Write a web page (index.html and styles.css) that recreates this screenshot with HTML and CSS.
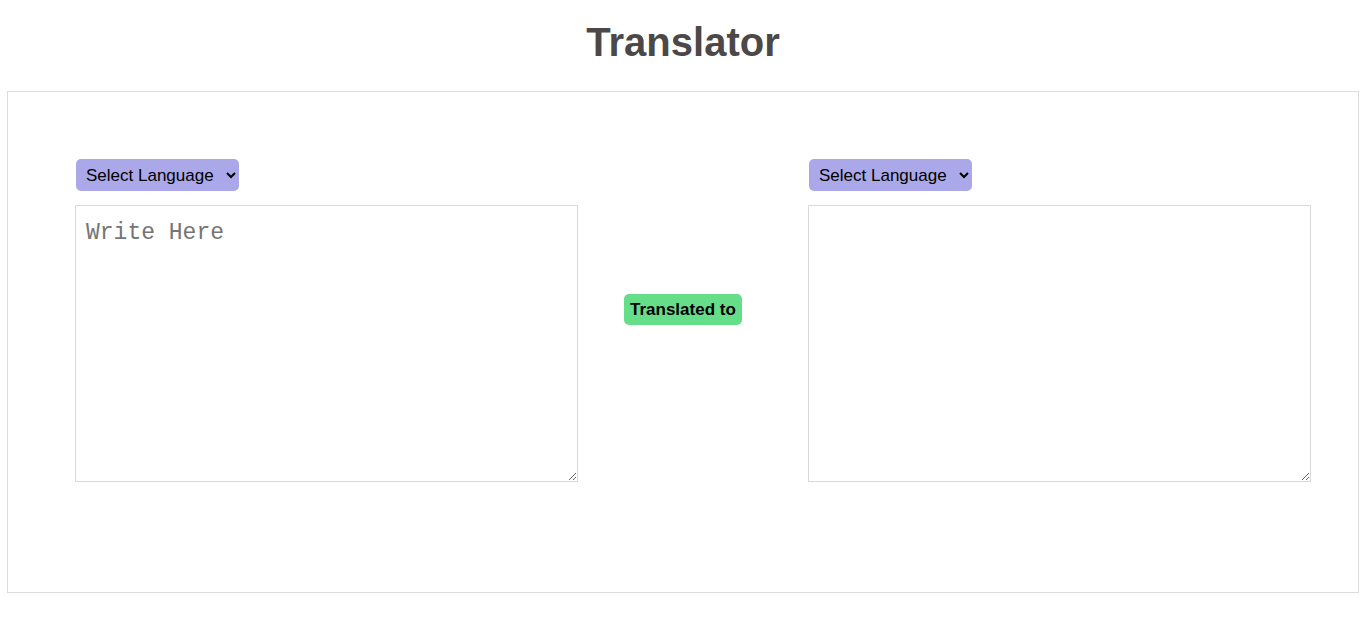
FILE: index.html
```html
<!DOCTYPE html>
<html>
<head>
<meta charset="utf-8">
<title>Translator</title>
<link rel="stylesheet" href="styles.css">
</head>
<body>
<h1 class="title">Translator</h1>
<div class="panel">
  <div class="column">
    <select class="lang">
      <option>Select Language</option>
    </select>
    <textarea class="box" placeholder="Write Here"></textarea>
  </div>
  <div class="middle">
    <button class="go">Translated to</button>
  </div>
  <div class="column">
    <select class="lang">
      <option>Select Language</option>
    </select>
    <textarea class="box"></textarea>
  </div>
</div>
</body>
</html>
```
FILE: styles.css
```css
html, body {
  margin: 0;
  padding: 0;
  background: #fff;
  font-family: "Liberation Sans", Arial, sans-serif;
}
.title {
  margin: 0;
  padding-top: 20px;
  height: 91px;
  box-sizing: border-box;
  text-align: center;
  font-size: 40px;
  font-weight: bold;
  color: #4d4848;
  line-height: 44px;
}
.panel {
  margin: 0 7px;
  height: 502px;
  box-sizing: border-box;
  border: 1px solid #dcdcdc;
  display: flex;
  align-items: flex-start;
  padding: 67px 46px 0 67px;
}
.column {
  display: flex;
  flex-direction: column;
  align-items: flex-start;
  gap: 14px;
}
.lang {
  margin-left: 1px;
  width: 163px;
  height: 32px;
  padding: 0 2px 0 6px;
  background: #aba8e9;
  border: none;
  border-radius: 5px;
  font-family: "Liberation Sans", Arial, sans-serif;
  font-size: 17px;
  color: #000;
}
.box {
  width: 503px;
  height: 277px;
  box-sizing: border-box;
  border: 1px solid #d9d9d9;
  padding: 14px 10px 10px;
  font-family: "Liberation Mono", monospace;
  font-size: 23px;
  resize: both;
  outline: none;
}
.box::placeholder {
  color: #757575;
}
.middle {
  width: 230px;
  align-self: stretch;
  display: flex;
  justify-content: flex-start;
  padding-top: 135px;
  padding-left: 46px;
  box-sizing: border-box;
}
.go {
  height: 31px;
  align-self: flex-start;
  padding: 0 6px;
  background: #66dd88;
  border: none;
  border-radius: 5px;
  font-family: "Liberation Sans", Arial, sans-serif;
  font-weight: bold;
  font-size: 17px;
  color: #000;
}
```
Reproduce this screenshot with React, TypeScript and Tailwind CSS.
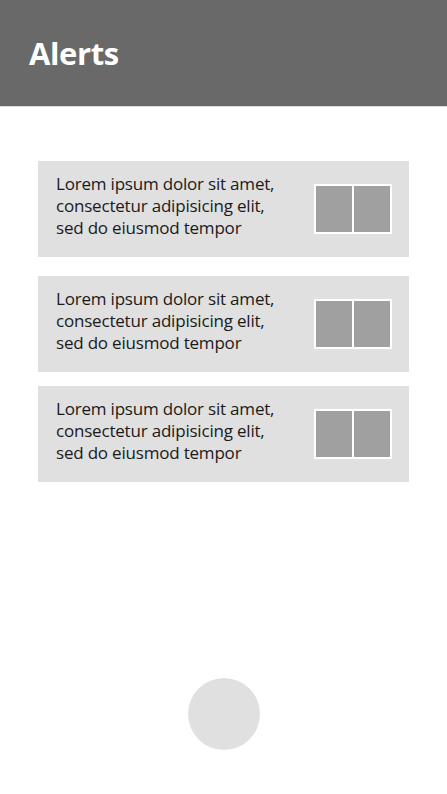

● Exercise objective
Copy each line in the data that holds the word "this".

● Solution to the exercise
Write a web page (index.html and styles.css) that recreates this screenshot with HTML and CSS.
Reproduce this screenshot with React, TypeScript and Tailwind CSS.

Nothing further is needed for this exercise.